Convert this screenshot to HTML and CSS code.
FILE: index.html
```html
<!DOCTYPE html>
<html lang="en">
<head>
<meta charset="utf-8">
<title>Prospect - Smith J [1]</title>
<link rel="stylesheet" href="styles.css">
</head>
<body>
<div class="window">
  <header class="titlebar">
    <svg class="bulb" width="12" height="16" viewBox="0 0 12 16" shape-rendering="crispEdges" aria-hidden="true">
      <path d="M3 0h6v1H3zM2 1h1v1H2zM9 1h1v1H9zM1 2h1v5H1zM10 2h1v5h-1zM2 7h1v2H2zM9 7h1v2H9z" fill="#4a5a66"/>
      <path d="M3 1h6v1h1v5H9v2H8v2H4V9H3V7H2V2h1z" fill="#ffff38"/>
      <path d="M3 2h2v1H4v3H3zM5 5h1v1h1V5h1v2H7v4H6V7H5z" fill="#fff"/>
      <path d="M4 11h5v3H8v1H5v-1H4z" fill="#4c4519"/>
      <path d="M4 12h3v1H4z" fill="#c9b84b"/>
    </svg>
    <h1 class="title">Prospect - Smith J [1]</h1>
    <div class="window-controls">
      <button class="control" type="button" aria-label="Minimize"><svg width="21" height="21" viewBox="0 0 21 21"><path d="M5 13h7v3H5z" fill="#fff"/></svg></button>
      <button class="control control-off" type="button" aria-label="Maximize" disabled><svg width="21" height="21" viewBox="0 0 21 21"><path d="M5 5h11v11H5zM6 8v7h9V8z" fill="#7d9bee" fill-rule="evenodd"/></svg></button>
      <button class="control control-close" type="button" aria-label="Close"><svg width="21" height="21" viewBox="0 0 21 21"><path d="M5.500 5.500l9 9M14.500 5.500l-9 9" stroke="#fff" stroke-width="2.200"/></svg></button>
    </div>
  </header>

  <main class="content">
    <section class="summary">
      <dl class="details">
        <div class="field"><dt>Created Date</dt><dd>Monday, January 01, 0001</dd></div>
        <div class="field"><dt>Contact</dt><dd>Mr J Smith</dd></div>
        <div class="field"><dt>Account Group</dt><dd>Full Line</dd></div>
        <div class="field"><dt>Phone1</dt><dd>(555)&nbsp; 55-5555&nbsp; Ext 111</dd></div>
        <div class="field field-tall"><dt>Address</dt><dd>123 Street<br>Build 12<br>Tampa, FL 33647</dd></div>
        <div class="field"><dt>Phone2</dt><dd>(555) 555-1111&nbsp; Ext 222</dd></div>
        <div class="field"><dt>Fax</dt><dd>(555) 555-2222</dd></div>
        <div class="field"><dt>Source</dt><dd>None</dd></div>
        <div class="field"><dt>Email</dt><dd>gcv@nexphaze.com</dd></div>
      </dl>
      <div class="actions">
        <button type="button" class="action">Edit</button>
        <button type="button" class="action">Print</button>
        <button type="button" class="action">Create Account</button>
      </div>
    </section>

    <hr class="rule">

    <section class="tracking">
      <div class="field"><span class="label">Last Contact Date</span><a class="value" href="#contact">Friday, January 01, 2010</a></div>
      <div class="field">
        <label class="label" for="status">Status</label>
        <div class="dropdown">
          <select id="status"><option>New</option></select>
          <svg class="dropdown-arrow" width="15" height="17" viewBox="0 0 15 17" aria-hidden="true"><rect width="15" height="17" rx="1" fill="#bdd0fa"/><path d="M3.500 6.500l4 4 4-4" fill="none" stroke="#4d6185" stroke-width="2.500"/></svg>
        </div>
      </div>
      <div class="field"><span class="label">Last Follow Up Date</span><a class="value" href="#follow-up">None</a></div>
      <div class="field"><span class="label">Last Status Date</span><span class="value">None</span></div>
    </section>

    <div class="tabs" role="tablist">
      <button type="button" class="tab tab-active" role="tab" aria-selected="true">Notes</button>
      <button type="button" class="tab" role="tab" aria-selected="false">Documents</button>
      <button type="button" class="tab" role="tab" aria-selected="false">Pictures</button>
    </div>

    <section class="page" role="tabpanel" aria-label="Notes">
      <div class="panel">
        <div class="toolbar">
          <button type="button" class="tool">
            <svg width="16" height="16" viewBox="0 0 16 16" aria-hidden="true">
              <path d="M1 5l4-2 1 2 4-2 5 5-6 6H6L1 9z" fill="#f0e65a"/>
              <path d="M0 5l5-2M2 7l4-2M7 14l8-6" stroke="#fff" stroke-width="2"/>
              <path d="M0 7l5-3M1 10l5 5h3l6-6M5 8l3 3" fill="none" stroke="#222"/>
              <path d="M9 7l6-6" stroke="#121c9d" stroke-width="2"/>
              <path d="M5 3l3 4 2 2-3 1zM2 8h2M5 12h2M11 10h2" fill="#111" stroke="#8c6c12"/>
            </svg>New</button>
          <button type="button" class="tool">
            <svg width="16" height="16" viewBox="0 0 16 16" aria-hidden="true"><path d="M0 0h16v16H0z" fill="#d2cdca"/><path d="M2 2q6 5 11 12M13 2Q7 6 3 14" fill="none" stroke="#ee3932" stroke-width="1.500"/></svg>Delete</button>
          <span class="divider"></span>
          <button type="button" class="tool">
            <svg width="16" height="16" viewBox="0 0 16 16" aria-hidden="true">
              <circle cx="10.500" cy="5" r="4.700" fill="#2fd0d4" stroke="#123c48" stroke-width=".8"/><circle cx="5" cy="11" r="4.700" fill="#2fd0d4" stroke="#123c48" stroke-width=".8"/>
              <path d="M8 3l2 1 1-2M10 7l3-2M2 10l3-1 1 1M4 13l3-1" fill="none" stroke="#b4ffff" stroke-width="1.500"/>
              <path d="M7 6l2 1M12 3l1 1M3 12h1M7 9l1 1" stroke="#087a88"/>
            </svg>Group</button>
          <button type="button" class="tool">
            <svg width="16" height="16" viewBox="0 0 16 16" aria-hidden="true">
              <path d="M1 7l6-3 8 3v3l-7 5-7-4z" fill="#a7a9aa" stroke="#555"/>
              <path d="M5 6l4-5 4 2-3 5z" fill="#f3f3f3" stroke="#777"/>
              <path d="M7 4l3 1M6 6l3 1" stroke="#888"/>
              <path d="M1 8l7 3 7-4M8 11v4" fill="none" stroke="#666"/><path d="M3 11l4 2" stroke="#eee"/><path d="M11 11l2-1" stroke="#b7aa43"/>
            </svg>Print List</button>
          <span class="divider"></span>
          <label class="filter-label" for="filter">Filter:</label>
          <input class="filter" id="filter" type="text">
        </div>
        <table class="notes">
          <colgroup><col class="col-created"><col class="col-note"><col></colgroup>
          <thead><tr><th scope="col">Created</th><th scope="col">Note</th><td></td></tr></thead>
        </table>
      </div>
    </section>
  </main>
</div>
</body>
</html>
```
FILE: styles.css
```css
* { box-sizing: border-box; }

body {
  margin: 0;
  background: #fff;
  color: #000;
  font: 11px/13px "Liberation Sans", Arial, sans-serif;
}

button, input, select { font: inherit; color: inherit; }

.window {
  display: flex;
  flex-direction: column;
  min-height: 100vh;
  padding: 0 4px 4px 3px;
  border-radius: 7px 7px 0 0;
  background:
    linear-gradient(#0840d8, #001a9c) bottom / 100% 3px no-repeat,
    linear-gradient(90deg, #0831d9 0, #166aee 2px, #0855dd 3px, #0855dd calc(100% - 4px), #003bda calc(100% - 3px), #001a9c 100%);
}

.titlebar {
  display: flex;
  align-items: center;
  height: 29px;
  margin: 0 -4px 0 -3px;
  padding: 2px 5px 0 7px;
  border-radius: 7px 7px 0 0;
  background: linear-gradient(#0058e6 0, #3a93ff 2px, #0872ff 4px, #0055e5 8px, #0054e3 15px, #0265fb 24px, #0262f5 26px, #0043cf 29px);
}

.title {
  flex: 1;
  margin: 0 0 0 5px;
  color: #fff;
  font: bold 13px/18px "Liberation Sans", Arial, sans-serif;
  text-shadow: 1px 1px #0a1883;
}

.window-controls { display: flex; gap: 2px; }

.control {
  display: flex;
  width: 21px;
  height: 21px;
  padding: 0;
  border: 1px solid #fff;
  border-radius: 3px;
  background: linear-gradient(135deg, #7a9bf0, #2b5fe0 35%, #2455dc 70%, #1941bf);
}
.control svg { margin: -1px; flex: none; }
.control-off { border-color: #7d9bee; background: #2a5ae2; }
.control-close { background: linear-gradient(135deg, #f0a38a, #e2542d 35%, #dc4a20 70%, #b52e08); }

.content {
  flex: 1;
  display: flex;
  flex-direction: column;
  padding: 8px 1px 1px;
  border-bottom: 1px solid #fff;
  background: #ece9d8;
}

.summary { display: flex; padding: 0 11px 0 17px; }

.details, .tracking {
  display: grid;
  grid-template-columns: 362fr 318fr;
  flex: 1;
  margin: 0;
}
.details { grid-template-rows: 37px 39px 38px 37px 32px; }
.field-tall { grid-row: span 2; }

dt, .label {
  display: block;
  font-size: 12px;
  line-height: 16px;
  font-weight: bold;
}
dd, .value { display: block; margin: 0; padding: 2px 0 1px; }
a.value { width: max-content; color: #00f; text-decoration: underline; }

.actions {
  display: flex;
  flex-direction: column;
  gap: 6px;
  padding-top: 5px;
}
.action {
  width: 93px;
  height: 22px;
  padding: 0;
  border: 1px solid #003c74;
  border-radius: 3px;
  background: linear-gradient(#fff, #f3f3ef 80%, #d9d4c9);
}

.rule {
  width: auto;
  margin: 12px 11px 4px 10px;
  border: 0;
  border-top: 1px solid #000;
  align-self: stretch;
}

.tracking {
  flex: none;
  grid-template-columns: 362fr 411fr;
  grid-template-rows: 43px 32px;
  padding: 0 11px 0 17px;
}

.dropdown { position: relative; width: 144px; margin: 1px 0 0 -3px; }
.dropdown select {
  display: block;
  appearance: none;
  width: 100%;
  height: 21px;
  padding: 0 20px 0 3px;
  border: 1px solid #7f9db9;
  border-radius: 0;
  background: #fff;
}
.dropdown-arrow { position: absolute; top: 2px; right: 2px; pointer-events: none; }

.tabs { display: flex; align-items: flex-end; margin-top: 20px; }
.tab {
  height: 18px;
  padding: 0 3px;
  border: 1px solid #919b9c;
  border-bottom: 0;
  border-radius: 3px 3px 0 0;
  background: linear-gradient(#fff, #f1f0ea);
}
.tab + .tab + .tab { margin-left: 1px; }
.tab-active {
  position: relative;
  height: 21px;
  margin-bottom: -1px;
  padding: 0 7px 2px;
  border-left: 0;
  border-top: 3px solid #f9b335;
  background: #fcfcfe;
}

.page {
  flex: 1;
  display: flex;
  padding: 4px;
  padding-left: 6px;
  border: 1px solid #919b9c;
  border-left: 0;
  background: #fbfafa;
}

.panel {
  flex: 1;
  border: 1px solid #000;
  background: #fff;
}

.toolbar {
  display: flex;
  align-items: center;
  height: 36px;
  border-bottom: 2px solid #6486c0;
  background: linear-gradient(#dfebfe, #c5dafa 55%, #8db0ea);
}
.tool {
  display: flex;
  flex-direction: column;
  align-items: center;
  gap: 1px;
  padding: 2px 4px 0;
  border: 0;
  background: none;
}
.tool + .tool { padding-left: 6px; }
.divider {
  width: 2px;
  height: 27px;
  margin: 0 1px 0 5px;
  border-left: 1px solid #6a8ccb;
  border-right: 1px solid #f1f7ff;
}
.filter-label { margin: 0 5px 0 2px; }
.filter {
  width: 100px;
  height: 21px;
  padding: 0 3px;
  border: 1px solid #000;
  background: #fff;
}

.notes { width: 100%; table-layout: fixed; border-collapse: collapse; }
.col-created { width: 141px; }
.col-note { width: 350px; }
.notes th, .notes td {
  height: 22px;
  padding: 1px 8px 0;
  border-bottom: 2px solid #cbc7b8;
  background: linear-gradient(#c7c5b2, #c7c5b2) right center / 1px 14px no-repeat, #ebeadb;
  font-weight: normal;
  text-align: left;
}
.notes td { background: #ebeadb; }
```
--
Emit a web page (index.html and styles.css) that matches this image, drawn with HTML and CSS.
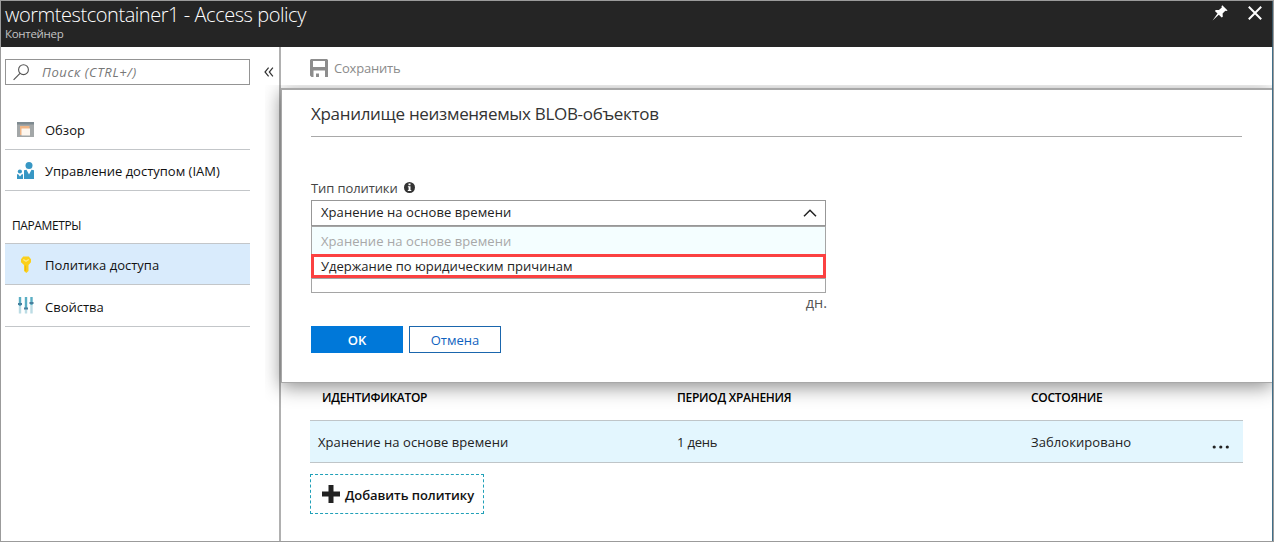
...
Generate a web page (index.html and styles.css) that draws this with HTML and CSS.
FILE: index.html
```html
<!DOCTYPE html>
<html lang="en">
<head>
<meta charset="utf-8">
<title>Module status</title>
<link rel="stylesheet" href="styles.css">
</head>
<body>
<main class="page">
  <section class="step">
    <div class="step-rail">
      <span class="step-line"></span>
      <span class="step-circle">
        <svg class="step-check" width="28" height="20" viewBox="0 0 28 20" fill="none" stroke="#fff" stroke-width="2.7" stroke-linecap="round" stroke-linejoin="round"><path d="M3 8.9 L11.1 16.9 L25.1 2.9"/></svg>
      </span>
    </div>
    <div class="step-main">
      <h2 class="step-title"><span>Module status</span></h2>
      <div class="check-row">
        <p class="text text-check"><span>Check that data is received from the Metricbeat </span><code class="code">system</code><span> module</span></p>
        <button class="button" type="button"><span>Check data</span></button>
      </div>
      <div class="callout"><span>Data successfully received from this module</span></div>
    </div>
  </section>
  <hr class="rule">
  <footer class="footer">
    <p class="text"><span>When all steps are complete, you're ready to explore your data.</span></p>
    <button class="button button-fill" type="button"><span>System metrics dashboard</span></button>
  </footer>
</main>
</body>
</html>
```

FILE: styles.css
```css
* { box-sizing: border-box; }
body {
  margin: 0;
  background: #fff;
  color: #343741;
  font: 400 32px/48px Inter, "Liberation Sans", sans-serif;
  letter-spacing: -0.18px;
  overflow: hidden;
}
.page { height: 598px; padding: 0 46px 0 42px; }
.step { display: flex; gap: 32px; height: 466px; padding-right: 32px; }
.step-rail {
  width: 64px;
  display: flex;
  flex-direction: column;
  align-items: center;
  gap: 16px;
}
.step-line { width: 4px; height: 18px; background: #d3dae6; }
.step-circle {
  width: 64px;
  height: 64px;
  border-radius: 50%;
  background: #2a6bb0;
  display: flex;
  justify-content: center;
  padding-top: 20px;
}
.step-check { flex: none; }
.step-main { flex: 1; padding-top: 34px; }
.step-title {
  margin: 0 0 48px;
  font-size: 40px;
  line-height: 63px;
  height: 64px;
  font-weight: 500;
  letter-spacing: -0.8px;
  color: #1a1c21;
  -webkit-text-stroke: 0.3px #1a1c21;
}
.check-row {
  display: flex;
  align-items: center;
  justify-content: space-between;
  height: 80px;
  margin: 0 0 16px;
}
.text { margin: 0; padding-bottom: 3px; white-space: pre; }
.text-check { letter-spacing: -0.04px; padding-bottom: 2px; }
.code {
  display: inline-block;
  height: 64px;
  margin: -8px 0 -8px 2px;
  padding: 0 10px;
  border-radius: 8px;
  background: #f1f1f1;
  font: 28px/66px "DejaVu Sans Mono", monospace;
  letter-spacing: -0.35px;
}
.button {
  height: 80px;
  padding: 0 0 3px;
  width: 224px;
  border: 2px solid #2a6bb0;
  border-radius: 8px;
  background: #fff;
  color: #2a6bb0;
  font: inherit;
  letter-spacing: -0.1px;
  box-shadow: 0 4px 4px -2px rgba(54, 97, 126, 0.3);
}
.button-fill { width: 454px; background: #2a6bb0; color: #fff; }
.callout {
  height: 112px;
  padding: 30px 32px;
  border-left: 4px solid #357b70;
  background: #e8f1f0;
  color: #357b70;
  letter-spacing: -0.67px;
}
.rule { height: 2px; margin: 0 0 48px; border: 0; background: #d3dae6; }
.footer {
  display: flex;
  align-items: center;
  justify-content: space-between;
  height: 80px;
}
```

- **WHAT IS BEING ASKED**
Using the entries above, return each line in which the word "that" occurs.

- **TASK OUTPUT**
Emit a web page (index.html and styles.css) that matches this image, drawn with HTML and CSS.
Generate a web page (index.html and styles.css) that draws this with HTML and CSS.
        <p class="text text-check"><span>Check that data is received from the Metricbeat </span><code class="code">system</code><span> module</span></p>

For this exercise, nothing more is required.